6. Empirical Results and Analysis
State-of-the-art systems demonstrate robust open-vocabulary instance segmentation capabilities across diverse benchmarks:
- 2D image segmentation: Mask-free approaches relying solely on VLM-based pseudo-masks and weak supervision achieve or exceed previous methods trained on large numbers of human-annotated masks (VS et al., 2023). Methods such as OpenSeeD provide unified handling of segmentation/detection and strong transfer to ADE20K, COCO LVIS splits, and more (Zhang et al., 2023).
- 3D instance segmentation: Fusing multi-view 2D masks and CLIP-embedded features with 3D proposals yields significant gains on ScanNet200, S3DIS, and Replica datasets—especially in the long-tail and open-set regimes (Nguyen et al., 2023, Takmaz et al., 2023, Jung et al., 30 Jul 2025, Huang et al., 21 Oct 2025). The integration of Alpha-CLIP and SMS filtering further boosts precision and mitigates background noise (Jung et al., 30 Jul 2025).
- Efficiency: Inference speed has been improved by circumventing expensive 2D foundation models (SAM, CLIP) through 2D bounding box detectors plus label-mapping, delivering up to 16x speed gains without accuracy loss (Boudjoghra et al., 2024).
- Benchmark performance:
- Open-YOLO 3D: 24.7% mAP in 22s/scene on ScanNet200; surpasses prior open-vocab methods (Boudjoghra et al., 2024).
- Open3DIS: 23.7% mAP on ScanNet200, outperforming prior 2D and 3D guidance methods (Nguyen et al., 2023).

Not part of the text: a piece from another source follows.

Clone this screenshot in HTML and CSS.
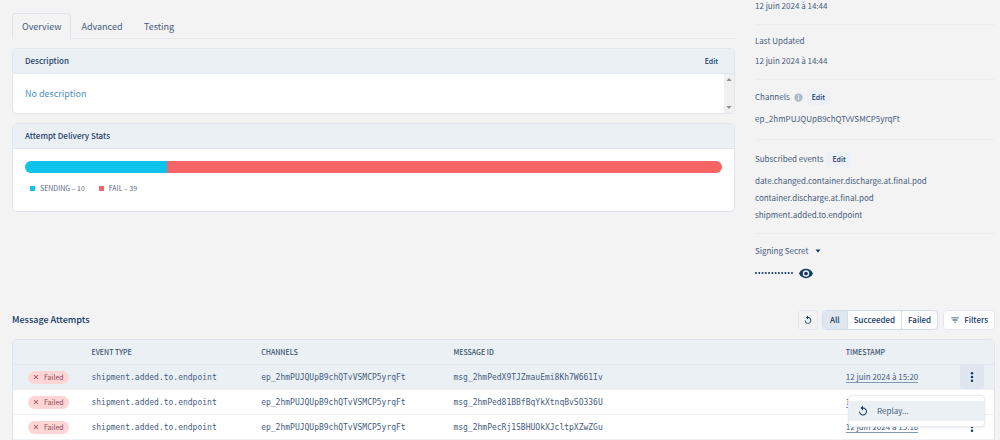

- Video: BriVIS achieves a 49.5% performance gain over OV2Seg for open-vocabulary video segmentation on BURST (Cheng et al., 2024).
A selection of characteristic results is tabulated:
| Method | Domain | Key Benchmarks | Notable Result | Reference |
|---|---|---|---|---|
| CGG | 2D, weakly sup | COCO OVIS, COCO OSPS | +6.8% novel mAP, +15 PQ on novel | (Wu et al., 2023) |
| OpenMask3D | 3D, instance | ScanNet200, Replica | 15.4% mAP, robust tail class perf | (Takmaz et al., 2023) |
| Open3DIS | 3D, hybrid | ScanNet200, S3DIS, Replica | 23.7% mAP (ScanNet200, 2D+3D combo) | (Nguyen et al., 2023) |
| Open-YOLO 3D | 3D, fast inf. | ScanNet200, Replica | 24.7% mAP in 22s/scene | (Boudjoghra et al., 2024) |
| BriVIS | Video | BURST, YouTube-VIS, OVIS | 7.43 mAP on BURST, +49.5% over OV2Seg | (Cheng et al., 2024) |
| OVFormer | Video | LV-VIS, YTVIS, OVIS | +7.7 mAP over prior SOTA | (Fang et al., 2024) |
| Details Matter OV3DIS | 3D, tracking | ScanNet200, S3DIS, Replica | 32.7 mAP (ScanNet200, Top-K proto) | (Jung et al., 30 Jul 2025) |
| OpenSplat3D | 3DGS | LERF, ScanNet++ | 84.0% mIoU (LERF-mask), 24.5 AP | (Piekenbrinck et al., 9 Jun 2025) |
7. Key Insights, Challenges, and Future Directions
Certain recurrent challenges and open lines of research arise:
- Quality of proposals: 3D mask quality (over-/undersegmentation) directly determines upper-bound performance across methods (Jung et al., 30 Jul 2025, Takmaz et al., 2023).
- Multi-modal fusion: Effective cross-view aggregation of 2D/3D features, alignment of context, and avoidance of per-view inconsistencies are crucial (Huang et al., 21 Oct 2025).
- Vocabulary generalization: Reliance on VLMs like CLIP or Alpha-CLIP enhances ability to recognize rare and unseen classes, but is still limited by pretraining distribution (Takmaz et al., 2023, Huang et al., 17 Jul 2025).
- Precision–recall tradeoffs: Aggressive filtering, e.g., via SMS normalization, boosts precision at minimal recall cost (Jung et al., 30 Jul 2025).
- Speed and scalability: Eliminating computationally intensive empirical 2D segmenters (SAM, CLIP per mask) for practical applications is an ongoing focus (Boudjoghra et al., 2024).
- Synthetic data and simulation: Rendering-based methods (OpenIns3D, Open-YOLO 3D) facilitate 3D open-vocabulary labeling even in absence of image data (Huang et al., 2023).
- Generalizable benchmarks and annotation sparsity: The field continues to require more diverse, challenging datasets, and more robust evaluation frameworks for fully open-vocabulary scenarios.
Future work emphasizes end-to-end joint optimization, stronger contextual reasoning, more complex attribute and relational queries, and efficient architectures capable of both high precision and broad class transfer (Wu et al., 2023, Xiao et al., 7 Jul 2025, Jung et al., 30 Jul 2025). The demonstrated frameworks offer robust foundations for downstream AR/VR, robotics, and large-scale geospatial analysis.